* [EXERCISE DESCRIPTION] Give the data below again exactly as written, without its pictures.

* [INFORMATION SUPPLIED]
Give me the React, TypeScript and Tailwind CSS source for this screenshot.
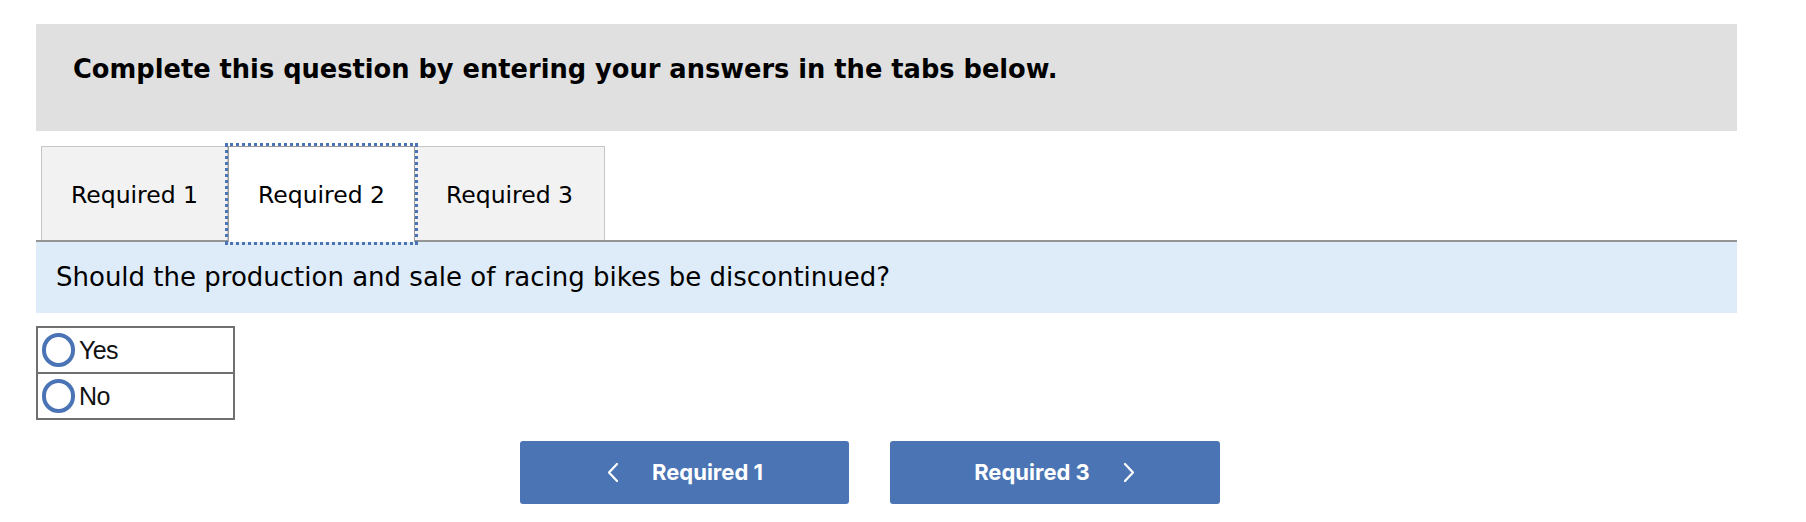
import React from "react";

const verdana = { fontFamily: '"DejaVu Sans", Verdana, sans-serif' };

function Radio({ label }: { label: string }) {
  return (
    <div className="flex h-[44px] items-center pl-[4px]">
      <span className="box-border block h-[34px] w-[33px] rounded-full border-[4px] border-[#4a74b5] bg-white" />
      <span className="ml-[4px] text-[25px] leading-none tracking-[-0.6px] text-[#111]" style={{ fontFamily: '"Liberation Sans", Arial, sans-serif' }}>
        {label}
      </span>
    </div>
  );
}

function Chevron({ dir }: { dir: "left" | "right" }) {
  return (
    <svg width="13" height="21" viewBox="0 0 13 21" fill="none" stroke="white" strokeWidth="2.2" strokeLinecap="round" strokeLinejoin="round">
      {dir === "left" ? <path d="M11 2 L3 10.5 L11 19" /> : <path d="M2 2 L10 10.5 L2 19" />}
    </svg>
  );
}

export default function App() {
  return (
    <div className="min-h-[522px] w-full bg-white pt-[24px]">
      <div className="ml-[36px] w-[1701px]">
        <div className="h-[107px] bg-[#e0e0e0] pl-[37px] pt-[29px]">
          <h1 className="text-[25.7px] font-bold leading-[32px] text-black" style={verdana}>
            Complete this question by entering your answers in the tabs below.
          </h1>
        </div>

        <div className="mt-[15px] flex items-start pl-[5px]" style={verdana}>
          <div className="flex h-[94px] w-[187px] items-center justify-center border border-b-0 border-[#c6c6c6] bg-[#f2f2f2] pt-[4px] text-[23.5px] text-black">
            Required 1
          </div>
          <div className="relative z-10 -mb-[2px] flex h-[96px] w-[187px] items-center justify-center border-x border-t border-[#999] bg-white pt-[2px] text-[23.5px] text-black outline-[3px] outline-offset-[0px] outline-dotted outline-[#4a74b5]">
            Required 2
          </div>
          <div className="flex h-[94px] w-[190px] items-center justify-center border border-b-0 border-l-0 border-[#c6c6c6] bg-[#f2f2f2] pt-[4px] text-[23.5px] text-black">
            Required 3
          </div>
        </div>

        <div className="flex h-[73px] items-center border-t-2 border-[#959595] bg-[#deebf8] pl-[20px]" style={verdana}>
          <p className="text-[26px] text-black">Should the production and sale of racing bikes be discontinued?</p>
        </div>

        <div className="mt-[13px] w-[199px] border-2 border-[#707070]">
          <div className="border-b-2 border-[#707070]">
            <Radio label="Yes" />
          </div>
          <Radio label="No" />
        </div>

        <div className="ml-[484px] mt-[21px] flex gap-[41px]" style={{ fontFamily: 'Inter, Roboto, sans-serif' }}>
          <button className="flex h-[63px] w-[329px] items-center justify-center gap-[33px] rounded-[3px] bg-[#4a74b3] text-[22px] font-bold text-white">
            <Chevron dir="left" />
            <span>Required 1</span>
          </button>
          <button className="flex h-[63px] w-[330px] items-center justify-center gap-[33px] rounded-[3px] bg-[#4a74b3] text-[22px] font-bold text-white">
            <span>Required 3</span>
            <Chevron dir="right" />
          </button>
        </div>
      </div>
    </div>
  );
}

* [FULL OUTPUT]
Give me the React, TypeScript and Tailwind CSS source for this screenshot.
import React from "react";

const verdana = { fontFamily: '"DejaVu Sans", Verdana, sans-serif' };

function Radio({ label }: { label: string }) {
  return (
    <div className="flex h-[44px] items-center pl-[4px]">
      <span className="box-border block h-[34px] w-[33px] rounded-full border-[4px] border-[#4a74b5] bg-white" />
      <span className="ml-[4px] text-[25px] leading-none tracking-[-0.6px] text-[#111]" style={{ fontFamily: '"Liberation Sans", Arial, sans-serif' }}>
        {label}
      </span>
    </div>
  );
}

function Chevron({ dir }: { dir: "left" | "right" }) {
  return (
    <svg width="13" height="21" viewBox="0 0 13 21" fill="none" stroke="white" strokeWidth="2.2" strokeLinecap="round" strokeLinejoin="round">
      {dir === "left" ? <path d="M11 2 L3 10.5 L11 19" /> : <path d="M2 2 L10 10.5 L2 19" />}
    </svg>
  );
}

export default function App() {
  return (
    <div className="min-h-[522px] w-full bg-white pt-[24px]">
      <div className="ml-[36px] w-[1701px]">
        <div className="h-[107px] bg-[#e0e0e0] pl-[37px] pt-[29px]">
          <h1 className="text-[25.7px] font-bold leading-[32px] text-black" style={verdana}>
            Complete this question by entering your answers in the tabs below.
          </h1>
        </div>

        <div className="mt-[15px] flex items-start pl-[5px]" style={verdana}>
          <div className="flex h-[94px] w-[187px] items-center justify-center border border-b-0 border-[#c6c6c6] bg-[#f2f2f2] pt-[4px] text-[23.5px] text-black">
            Required 1
          </div>
          <div className="relative z-10 -mb-[2px] flex h-[96px] w-[187px] items-center justify-center border-x border-t border-[#999] bg-white pt-[2px] text-[23.5px] text-black outline-[3px] outline-offset-[0px] outline-dotted outline-[#4a74b5]">
            Required 2
          </div>
          <div className="flex h-[94px] w-[190px] items-center justify-center border border-b-0 border-l-0 border-[#c6c6c6] bg-[#f2f2f2] pt-[4px] text-[23.5px] text-black">
            Required 3
          </div>
        </div>

        <div className="flex h-[73px] items-center border-t-2 border-[#959595] bg-[#deebf8] pl-[20px]" style={verdana}>
          <p className="text-[26px] text-black">Should the production and sale of racing bikes be discontinued?</p>
        </div>

        <div className="mt-[13px] w-[199px] border-2 border-[#707070]">
          <div className="border-b-2 border-[#707070]">
            <Radio label="Yes" />
          </div>
          <Radio label="No" />
        </div>

        <div className="ml-[484px] mt-[21px] flex gap-[41px]" style={{ fontFamily: 'Inter, Roboto, sans-serif' }}>
          <button className="flex h-[63px] w-[329px] items-center justify-center gap-[33px] rounded-[3px] bg-[#4a74b3] text-[22px] font-bold text-white">
            <Chevron dir="left" />
            <span>Required 1</span>
          </button>
          <button className="flex h-[63px] w-[330px] items-center justify-center gap-[33px] rounded-[3px] bg-[#4a74b3] text-[22px] font-bold text-white">
            <span>Required 3</span>
            <Chevron dir="right" />
          </button>
        </div>
      </div>
    </div>
  );
}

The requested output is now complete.